Last week a VW engineer, James Liang, was sentenced to 40 months in jail and given a $200,000 fine. The Detroit judge said that Mr. Liang and other VW executives and employees were responsible for a “massive and stunning fraud” that violated the trust that consumers need to have in goods and services purchased from corporations. The NY Times [*] reported the judge saying:
“This is a very serious and troubling crime against our economic system. Without that trust in corporate America, the economy can’t function.”
The judge said Mr. Liang had been “too loyal” to VW, and unwilling to expose its deceptive practices or walk away from his $350,000-a-year job.
VW, which has pleaded guilty to charges of conspiracy to commit wire fraud and to violate the Clean Air Act, as well as customs violations and obstruction of justice, has agreed to pay $4.3 billion in civil and criminal penalties. This is part of a $22 billion in settlements and fines that VW is paying as a result of its cheating – although UK consumers are not getting a cent of this.
Six other Volkswagen executives have been indicted in the US case, as well as one employee of Audi.

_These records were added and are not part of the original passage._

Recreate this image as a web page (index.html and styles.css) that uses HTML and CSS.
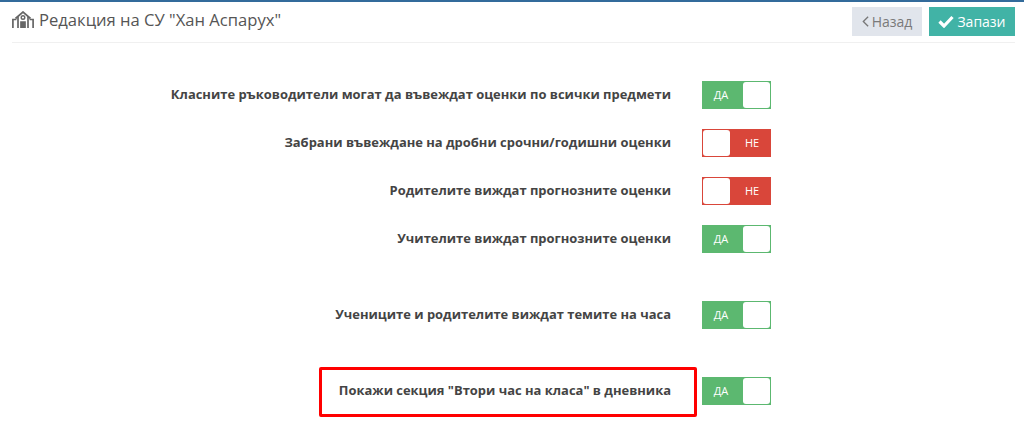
FILE: index.html
```html
<!DOCTYPE html>
<html lang="bg">
<head>
<meta charset="utf-8">
<title>Редакция</title>
<link rel="stylesheet" href="styles.css">
</head>
<body>
<div class="page">
  <header class="head">
    <h1 class="title">
      <svg class="school" viewBox="0 0 22 17" width="22" height="17" fill="none" stroke="#666" stroke-width="1.700">
        <path d="M3.500 7.500 11 1 18.500 7.500"/>
        <path d="M6 5.500V17M16 5.500V17"/>
        <circle cx="11" cy="6.500" r="1.800" stroke-width="1.400"/>
        <path d="M9 17v-6h4v6" fill="#666"/>
        <path d="M.9 17V8.500h3.500M21.100 17V8.500h-3.500"/>
      </svg>
      <span>Редакция на СУ "Хан Аспарух"</span>
    </h1>
    <div class="actions">
      <button class="btn back"><svg viewBox="0 0 8 14" width="7" height="13" fill="none" stroke="#777" stroke-width="1.500"><path d="M7 1.500 1.500 7 7 12.500"/></svg>Назад</button>
      <button class="btn save"><svg viewBox="0 0 16 13" width="16" height="13" fill="none" stroke="#fff" stroke-width="3.200"><path d="M1.500 6.500 6 11 14.500 2"/></svg>Запази</button>
    </div>
  </header>
  <main class="settings">
    <div class="row"><span class="label">Класните ръководители могат да въвеждат оценки по всички предмети</span><span class="toggle on"><span class="txt">ДА</span><span class="knob"></span></span></div>
    <div class="row"><span class="label">Забрани въвеждане на дробни срочни/годишни оценки</span><span class="toggle off"><span class="knob"></span><span class="txt">НЕ</span></span></div>
    <div class="row"><span class="label">Родителите виждат прогнозните оценки</span><span class="toggle off"><span class="knob"></span><span class="txt">НЕ</span></span></div>
    <div class="row"><span class="label">Учителите виждат прогнозните оценки</span><span class="toggle on"><span class="txt">ДА</span><span class="knob"></span></span></div>
    <div class="row gap"><span class="label">Учениците и родителите виждат темите на часа</span><span class="toggle on"><span class="txt">ДА</span><span class="knob"></span></span></div>
    <div class="row gap"><span class="label boxed">Покажи секция "Втори час на класа" в дневника</span><span class="toggle on"><span class="txt">ДА</span><span class="knob"></span></span></div>
  </main>
</div>
</body>
</html>
```

FILE: styles.css
```css
* { box-sizing: border-box; }
html, body { margin: 0; padding: 0; height: 435px; overflow: hidden; background: #fff; }
body { font-family: "Open Sans", sans-serif; color: #444; }
.page { border-top: 2px solid #336b9b; padding: 4px 9px 0 12px; }
.head { display: flex; justify-content: space-between; align-items: flex-start; height: 37px; border-bottom: 1px solid #f0f0f0; }
.title { margin: 0; display: flex; align-items: center; gap: 5px; height: 27px; font-size: 16.600px; font-weight: 400; color: #555; }
.school { flex: none; }
.actions { display: flex; gap: 7px; margin-top: 1px; }
.btn { display: flex; align-items: center; justify-content: center; gap: 3px; height: 29px; border: 0; padding: 0; font: 400 14px "Open Sans", sans-serif; }
.back { width: 70px; background: #e1e5ec; color: #7a7a7a; }
.save { width: 86px; background: #41b3a6; color: #fff; }
.settings { display: flex; flex-direction: column; padding-top: 38px; }
.row { display: flex; justify-content: flex-end; align-items: center; height: 28px; margin-bottom: 20px; padding-right: 244px; gap: 31px; position: relative; }
.row.gap { margin-top: 28px; }
.label { font-size: 12.950px; font-weight: 700; color: #444; white-space: nowrap; margin-bottom: 2px; }
.boxed::before { content: ""; box-sizing: border-box; position: absolute; left: 307px; top: -10px; width: 378px; height: 50px; border: 3px solid #f00; border-radius: 2px; }
.toggle { display: flex; width: 69px; height: 28px; flex: none; font-size: 11px; align-items: stretch; }
.txt { flex: 1; display: flex; align-items: center; justify-content: center; color: #fff; padding-bottom: 2px; }
.knob { width: 27px; background: #fff; border-radius: 3px; }
.on { background: #5cb870; border: 1px solid #5cb870; }
.off { background: #d9463a; border: 1px solid #d9463a; }
.on .txt { padding-right: 4px; }
.off .txt { padding-left: 4px; }
```
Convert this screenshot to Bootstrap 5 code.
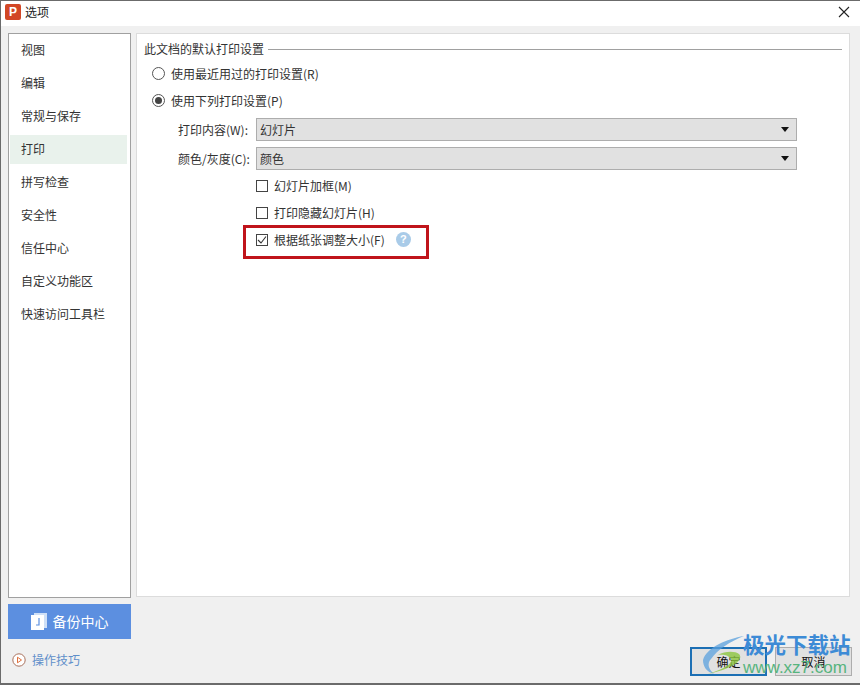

One executives, Oliver Schmidt, the former head of Volkswagen’s environmental and engineering centre in Michigan, has been held without bail since his arrest in January 2017 . Earlier this month, he pleaded guilty to conspiracy to defraud the federal government and violating the Clean Air Act.
Note that will you: "violating the clear air act". Does the UK even have a clean air act? If so, has VW been accused of violating it? You know the answer. The contrast between the US and UK governments could not be clearer. In the US, the Department Justice threw the book at VW; in the UK, the government has been dragged repeated to the Courts by a charity [Client Earth] in order to get it to enforce its own air quality legislation. Why are we not much more angry about this?